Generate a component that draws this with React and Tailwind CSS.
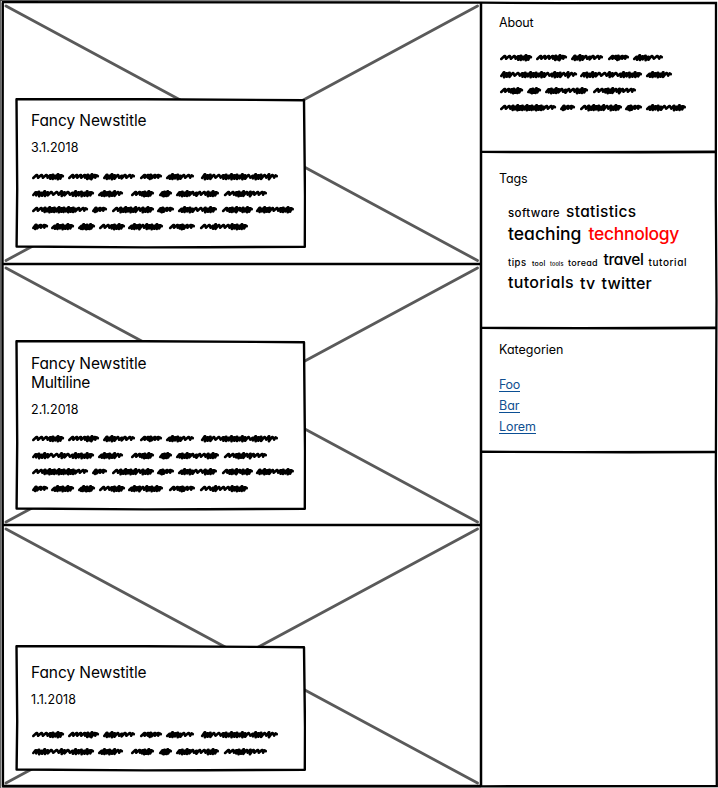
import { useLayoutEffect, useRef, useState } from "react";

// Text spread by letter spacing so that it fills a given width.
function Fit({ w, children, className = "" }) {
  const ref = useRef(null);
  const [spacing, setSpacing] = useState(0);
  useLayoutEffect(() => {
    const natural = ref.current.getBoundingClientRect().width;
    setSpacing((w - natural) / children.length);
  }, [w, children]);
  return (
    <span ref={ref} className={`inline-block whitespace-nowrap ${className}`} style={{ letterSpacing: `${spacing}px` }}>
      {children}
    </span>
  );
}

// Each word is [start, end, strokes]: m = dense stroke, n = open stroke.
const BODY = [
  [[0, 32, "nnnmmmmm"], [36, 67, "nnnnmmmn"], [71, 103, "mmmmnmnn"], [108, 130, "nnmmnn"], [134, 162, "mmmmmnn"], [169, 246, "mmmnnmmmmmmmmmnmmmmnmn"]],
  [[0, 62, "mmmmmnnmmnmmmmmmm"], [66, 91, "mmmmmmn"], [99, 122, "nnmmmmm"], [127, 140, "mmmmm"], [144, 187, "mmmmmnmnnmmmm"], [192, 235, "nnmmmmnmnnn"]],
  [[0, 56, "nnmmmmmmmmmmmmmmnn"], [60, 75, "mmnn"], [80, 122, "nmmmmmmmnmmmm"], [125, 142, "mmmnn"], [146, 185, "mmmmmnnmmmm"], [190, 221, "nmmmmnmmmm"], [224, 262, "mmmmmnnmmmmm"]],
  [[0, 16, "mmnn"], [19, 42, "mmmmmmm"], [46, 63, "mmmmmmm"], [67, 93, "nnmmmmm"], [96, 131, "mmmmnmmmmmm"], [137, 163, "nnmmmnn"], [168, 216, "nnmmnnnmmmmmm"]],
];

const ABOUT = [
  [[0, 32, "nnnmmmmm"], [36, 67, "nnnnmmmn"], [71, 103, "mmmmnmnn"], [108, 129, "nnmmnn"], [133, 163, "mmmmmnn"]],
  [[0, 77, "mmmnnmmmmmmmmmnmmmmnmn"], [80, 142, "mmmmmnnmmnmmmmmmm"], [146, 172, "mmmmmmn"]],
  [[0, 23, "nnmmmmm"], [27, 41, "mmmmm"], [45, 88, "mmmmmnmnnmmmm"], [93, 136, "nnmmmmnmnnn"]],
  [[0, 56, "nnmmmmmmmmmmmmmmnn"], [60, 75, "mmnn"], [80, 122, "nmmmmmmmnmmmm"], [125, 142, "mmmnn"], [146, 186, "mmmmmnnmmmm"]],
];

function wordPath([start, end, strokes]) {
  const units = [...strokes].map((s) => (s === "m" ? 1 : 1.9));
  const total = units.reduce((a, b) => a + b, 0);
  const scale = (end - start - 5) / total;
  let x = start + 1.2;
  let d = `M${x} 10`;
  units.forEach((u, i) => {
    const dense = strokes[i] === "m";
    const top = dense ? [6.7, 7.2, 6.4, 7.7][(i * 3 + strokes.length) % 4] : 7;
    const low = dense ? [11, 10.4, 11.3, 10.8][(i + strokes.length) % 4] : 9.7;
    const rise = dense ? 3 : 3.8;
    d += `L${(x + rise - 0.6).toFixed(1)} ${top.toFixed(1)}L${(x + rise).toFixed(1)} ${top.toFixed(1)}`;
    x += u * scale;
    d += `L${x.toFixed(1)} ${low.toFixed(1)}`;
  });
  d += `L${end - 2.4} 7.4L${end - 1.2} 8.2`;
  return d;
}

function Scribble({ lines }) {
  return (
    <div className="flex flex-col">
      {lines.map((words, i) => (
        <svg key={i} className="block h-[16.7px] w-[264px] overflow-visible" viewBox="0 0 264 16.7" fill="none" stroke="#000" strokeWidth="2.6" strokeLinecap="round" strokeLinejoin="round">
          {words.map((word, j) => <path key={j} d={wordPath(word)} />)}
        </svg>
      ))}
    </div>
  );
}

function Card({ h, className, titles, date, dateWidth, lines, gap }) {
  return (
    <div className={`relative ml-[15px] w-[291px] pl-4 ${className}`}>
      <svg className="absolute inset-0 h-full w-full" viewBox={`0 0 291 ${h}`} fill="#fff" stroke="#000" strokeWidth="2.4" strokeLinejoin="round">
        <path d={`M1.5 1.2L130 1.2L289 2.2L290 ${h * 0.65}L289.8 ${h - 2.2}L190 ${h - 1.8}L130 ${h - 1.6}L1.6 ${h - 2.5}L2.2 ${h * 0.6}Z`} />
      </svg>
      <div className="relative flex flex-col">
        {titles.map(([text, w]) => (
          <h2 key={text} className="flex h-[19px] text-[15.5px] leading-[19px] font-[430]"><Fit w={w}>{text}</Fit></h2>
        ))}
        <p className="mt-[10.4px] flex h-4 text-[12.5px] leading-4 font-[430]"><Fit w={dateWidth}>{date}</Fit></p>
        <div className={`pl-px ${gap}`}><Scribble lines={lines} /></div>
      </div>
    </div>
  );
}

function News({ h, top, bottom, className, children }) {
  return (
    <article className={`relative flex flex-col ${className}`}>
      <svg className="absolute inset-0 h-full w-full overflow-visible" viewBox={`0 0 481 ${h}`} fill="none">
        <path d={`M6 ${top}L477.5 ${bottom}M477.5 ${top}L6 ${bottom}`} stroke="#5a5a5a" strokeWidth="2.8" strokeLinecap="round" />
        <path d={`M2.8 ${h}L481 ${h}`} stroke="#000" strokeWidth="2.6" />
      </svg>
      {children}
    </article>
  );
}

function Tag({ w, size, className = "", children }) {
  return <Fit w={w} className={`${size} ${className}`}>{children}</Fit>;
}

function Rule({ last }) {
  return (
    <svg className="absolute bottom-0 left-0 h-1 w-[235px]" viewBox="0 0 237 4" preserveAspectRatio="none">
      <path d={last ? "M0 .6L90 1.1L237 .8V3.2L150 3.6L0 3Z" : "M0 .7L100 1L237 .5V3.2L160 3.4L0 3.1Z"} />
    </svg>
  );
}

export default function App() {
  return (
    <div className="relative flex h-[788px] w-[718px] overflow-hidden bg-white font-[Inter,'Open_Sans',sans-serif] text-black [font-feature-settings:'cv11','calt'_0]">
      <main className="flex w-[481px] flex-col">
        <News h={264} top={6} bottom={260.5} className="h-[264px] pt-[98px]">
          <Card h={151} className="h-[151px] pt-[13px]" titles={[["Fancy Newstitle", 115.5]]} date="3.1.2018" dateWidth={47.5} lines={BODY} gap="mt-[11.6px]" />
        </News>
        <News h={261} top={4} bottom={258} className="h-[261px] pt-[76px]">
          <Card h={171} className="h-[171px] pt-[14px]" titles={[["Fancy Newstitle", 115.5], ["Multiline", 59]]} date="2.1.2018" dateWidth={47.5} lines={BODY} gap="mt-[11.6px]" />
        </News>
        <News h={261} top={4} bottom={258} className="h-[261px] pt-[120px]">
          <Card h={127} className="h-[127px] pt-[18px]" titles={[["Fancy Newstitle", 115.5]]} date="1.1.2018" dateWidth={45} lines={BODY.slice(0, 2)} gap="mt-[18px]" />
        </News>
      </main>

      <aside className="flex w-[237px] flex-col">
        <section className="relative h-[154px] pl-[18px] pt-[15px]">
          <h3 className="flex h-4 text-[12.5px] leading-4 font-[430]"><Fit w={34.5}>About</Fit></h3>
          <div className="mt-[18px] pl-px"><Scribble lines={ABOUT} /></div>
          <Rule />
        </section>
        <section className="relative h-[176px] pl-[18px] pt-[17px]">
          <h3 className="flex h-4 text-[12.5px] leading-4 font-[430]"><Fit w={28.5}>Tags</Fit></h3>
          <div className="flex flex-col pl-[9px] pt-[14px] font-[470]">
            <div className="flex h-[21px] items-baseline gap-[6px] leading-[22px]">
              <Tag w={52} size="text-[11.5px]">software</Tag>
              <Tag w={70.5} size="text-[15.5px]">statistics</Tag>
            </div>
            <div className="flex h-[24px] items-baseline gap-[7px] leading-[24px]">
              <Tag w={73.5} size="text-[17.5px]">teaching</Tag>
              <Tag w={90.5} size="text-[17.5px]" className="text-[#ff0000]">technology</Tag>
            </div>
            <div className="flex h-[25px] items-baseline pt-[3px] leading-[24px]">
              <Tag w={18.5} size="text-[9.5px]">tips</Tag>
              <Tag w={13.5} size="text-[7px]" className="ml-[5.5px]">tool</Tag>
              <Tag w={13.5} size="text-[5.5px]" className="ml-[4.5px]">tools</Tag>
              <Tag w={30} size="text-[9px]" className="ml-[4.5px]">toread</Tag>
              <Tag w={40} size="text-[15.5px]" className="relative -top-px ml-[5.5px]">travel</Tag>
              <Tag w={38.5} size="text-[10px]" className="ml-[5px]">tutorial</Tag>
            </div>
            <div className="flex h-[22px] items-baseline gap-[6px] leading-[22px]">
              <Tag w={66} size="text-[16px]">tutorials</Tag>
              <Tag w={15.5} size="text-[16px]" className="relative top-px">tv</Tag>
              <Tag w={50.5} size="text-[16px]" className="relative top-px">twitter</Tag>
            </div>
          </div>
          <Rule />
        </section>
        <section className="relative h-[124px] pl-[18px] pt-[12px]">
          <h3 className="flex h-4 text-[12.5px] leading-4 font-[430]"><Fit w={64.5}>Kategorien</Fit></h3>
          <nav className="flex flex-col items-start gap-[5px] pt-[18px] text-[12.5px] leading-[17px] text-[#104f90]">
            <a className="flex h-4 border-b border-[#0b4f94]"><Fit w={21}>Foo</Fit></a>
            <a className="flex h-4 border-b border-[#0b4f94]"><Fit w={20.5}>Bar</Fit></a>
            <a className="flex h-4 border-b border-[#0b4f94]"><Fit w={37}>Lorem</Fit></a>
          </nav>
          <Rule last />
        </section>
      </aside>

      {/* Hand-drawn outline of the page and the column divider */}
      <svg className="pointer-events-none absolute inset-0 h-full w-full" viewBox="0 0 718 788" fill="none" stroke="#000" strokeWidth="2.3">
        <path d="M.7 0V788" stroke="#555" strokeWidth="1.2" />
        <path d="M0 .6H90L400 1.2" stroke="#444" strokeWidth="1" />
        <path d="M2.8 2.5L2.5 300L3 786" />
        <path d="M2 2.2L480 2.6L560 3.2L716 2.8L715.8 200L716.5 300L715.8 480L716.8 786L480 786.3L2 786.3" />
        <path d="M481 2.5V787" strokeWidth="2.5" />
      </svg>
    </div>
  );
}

--- --- ---

## Written problem
How many of the lines above include the word "that"? Respond with the number alone.

## Exercise output
2